[SOLVED] Small string..can't get the right combo to pull it in.

Modernvox · October 24, 2009

/mcy/1435258204.html

Tried ('~^/[a-z0-9][^/]($html)~'

Can you get it?

Daniel0 · October 24, 2009

What are you trying to do? Extract the number?

Modernvox · October 24, 2009

What are you trying to do? Extract the number?

No it's a link. I want the link.

nrg_alpha · October 24, 2009

Admittedly, your initial post doesn't explain things fully. Are you specifically looking for ".html" at the end? Could it be any file extension? Is the amount of directories the same, or can they be different on a case by case basis? Will the file name always contain only numbers, or a mix of letters and/or numbers?

It's helpful to provide multiple samples of what you are sifting though, demonstrating a variety of strings, explaining what will be consistent, what might change, and what exactly you are trying to match / capture.

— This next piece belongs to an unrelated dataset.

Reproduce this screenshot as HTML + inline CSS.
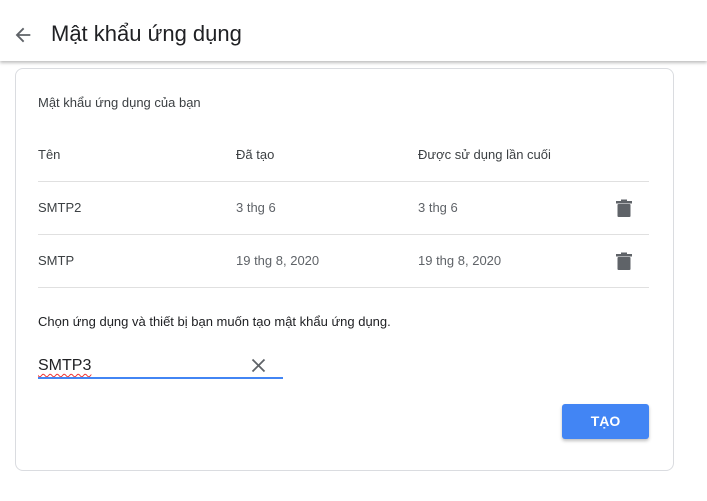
<!DOCTYPE html>
<html><head><meta charset="utf-8"><style>
*{margin:0;padding:0;box-sizing:border-box}
body{width:707px;height:501px;background:#fff;font-family:"Liberation Sans",Arial,sans-serif;position:relative;overflow:hidden;color:#202124}
.bg{position:absolute;left:10px;top:-2px;font-size:13px;color:#f1f1f1;white-space:nowrap}
.hdr{position:absolute;left:0;top:0;width:707px;height:61px;background:#fff;box-shadow:0 2px 3px rgba(0,0,0,.25)}
.ttl{position:absolute;left:51px;top:21px;font-size:22px;color:#202124}
.arrow{position:absolute;left:12px;top:24px}
.card{position:absolute;left:15px;top:68px;width:659px;height:403px;border:1px solid #dadce0;border-radius:8px;background:#fff}
.t{position:absolute;font-size:13px;color:#3c4043}
.g{color:#5f6368}
.line{position:absolute;left:38px;width:611px;height:1px;background:#e0e0e0}
.trash{position:absolute}
.btn{position:absolute;left:562px;top:404px;width:87px;height:35px;background:#4285f4;border-radius:3px;color:#fff;font-weight:bold;font-size:14px;text-align:center;line-height:35px;box-shadow:0 2px 3px rgba(0,0,0,.25)}
</style></head><body>
<div class="bg">trên các ứng dụng hoặc thiết bị không hỗ trợ Xác minh 2 bước. Bạn chỉ cần nhập mật khẩu một lần để bạn không cần phải nhớ</div>
<div class="hdr">
<svg class="arrow" width="22" height="22" viewBox="0 0 24 24"><path d="M20 11H7.83l5.59-5.59L12 4l-8 8 8 8 1.41-1.41L7.83 13H20v-2z" fill="#5f6368"/></svg>
<div class="ttl">Mật khẩu ứng dụng</div>
</div>
<div class="card"></div>
<div class="t" style="left:38px;top:95px">Mật khẩu ứng dụng của bạn</div>
<div class="t" style="left:38px;top:147px">Tên</div>
<div class="t" style="left:236px;top:147px">Đã tạo</div>
<div class="t" style="left:418px;top:147px">Được sử dụng lần cuối</div>
<div class="line" style="top:181px"></div>
<div class="t" style="left:38px;top:200px">SMTP2</div>
<div class="t g" style="left:236px;top:200px">3 thg 6</div>
<div class="t g" style="left:418px;top:200px">3 thg 6</div>
<svg class="trash" style="left:615px;top:198px" width="18" height="20" viewBox="0 0 18 20"><rect x="1" y="3" width="16" height="2.5" fill="#5f6368"/><rect x="6" y="1.5" width="6" height="2" fill="#5f6368"/><rect x="2.5" y="6" width="13" height="13" rx="1" fill="#5f6368"/></svg>
<div class="line" style="top:234px"></div>
<div class="t" style="left:38px;top:253px">SMTP</div>
<div class="t g" style="left:236px;top:253px">19 thg 8, 2020</div>
<div class="t g" style="left:418px;top:253px">19 thg 8, 2020</div>
<svg class="trash" style="left:615px;top:251px" width="18" height="20" viewBox="0 0 18 20"><rect x="1" y="3" width="16" height="2.5" fill="#5f6368"/><rect x="6" y="1.5" width="6" height="2" fill="#5f6368"/><rect x="2.5" y="6" width="13" height="13" rx="1" fill="#5f6368"/></svg>
<div class="line" style="top:287px"></div>
<div class="t" style="left:38px;top:314px;color:#202124">Chọn ứng dụng và thiết bị bạn muốn tạo mật khẩu ứng dụng.</div>
<div class="t" style="left:38px;top:357px;font-size:16px;color:#202124;text-decoration:underline wavy #e33;text-decoration-thickness:1px;text-underline-offset:3px">SMTP3</div>
<svg style="position:absolute;left:251px;top:358px" width="15" height="15" viewBox="0 0 15 15"><path d="M1.5 1.5L13.5 13.5M13.5 1.5L1.5 13.5" stroke="#5f6368" stroke-width="1.8"/></svg>
<div style="position:absolute;left:38px;top:377px;width:245px;height:2px;background:#4285f4"></div>
<div class="btn">TẠO</div>
</body></html>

Going by the info provided so far, this is what I 'assume' is what you are looking for (using preg_match as an example):

$str = '/mcy/1435258204.html';
preg_match('#^/[a-z]+/[0-9]+\.html$#i', $str, $match);
echo $match[0]; // Output: /mcy/1435258204.html

But again, without much explanation, it's not clear on the conditions to be honest. You can read more about helpful suggestions here.

Modernvox · October 24, 2009

Admittedly, your initial post doesn't explain things fully. Are you specifically looking for ".html" at the end? Could it be any file extension? Is the amount of directories the same, or can they be different on a case by case basis? Will the file name always contain only numbers, or a mix of letters and/or numbers?

It's helpful to provide multiple samples of what you are sifting though, demonstrating a variety of strings, explaining what will be consistent, what might change, and what exactly you are trying to match / capture.

Going by the info provided so far, this is what I 'assume' is what you are looking for (using preg_match as an example):
$str = '/mcy/1435258204.html';
preg_match('#^/[a-z]+/[0-9]+\.html$#i', $str, $match);
echo $match[0]; // Output: /mcy/1435258204.html
But again, without much explanation, it's not clear on the conditions to be honest. You can read more about helpful suggestions here.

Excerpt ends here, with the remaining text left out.